RX.control – Architecture

The concept of the RX.control software, more specifically of the infrastructure software, is based on a particular Architectural Design Pattern, which has proved to be field-robust, see References. Somewhat academically, it is sometimes called a "System of Communicating State Machines".

As described under Fields of Application, the pattern refers to the architecture of a distributed application, made from multiple processes that communicate with each other and exchange data. The concept is illustrated in the following diagram. The colors refer to the layers from the Layer Model and show how the RX.control components support the application.


Diagram RX.control Scheme



The main characteristics of such an architecture are:

  • An application process, for example, implements the control of a device, a particular service, or a step of a data processing chain.
  • Several such dedicated processes thus realize the functionality of the overall system in a modular, possibly distributed manner.
  • The internal logic of an application process is determined by events that arrive as messages in a message queue and call corresponding handler functions. A state machine defines and manages the operating states of the process being driven by these events.
  • Application processes communicate with messages that represent commands, responses, or notifications, and are treated as events by the recipient.
  • Application processes publish data in a central in-memory database and read data from other processes from there. The initial configuration of processes is also done in this way. Processes can register themselves for notifications of changes in the database.
  • With the concepts of messaging and the central database, the application processes are weakly coupled. The command and data flow can be adjusted by configuration without the need to re-compile the application.
  • A central instance - the application manager - starts and configures the system of application processes after central services, such as the in-memory database, the network communication and logging have been initialized.
  • At runtime, the application manager monitors the system.


Why Processes Instead of Threads?

Instead of having multiple processes, you could alternatively design an application with multi-threading, with each process corresponding to a thread. However, a multi-process solution has advantages:

  • Building and deploying an application system from processes is more modular than a monolithic and very large multi-threaded application; each program can be created and installed individually. It is also possible, e.g. for testing purposes, to substitute a single program against a stub process without the need to rebuild the application.
  • Managing, inspecting, debugging, etc. from the shell and tools is easier; processes are individually accessible, whereas threads are hidden inside processes.
  • The signal handling of a multi-threaded application is more difficult with respect to predicting and controlling which thread is given a signal. There is also a strong dependency on the signal and on the Linux kernel version.
  • Individual call arguments can be given to each process.
  • The process priority and the assignment to a CPU core can be set more easily compared to the more complicated handling of user PID, kernel PID and TGID for threads.
  • In addition, an application process often requires auxiliary threads, e.g for timers or background tasks. In an application where all processes are themselves created as threads, this leads to a complex thread hierarchy.
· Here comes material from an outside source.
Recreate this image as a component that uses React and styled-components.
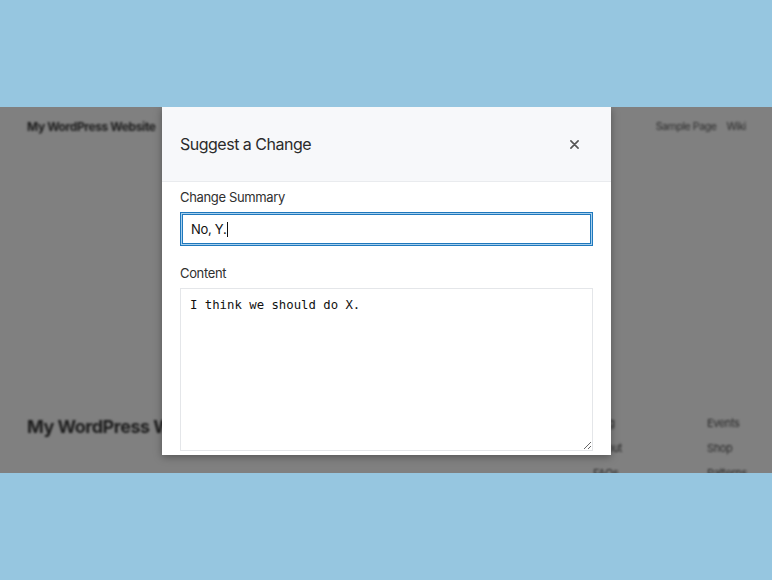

Concerning performance and resource aspects, processes and threads on Linux are only slightly different. From the kernel's point of view, both are "tasks". The convenience that interprocess communication and synchronization as well as access to global variables is easier between threads that share the same address space, does not matter much. All IPC mechanisms are also available between processes and are already provided by the RX.control infrastructure software. Conversely, when using threads, there are costs, too, e.g. for using Thread Local Storage.

Therefore, RX.control is based on a multi-process model, which gives the user the advantages and does not require any extra effort since the infrastructure software implements the required IPC mechanisms for this model as a class library and provides this functionality as an easy-to-use API.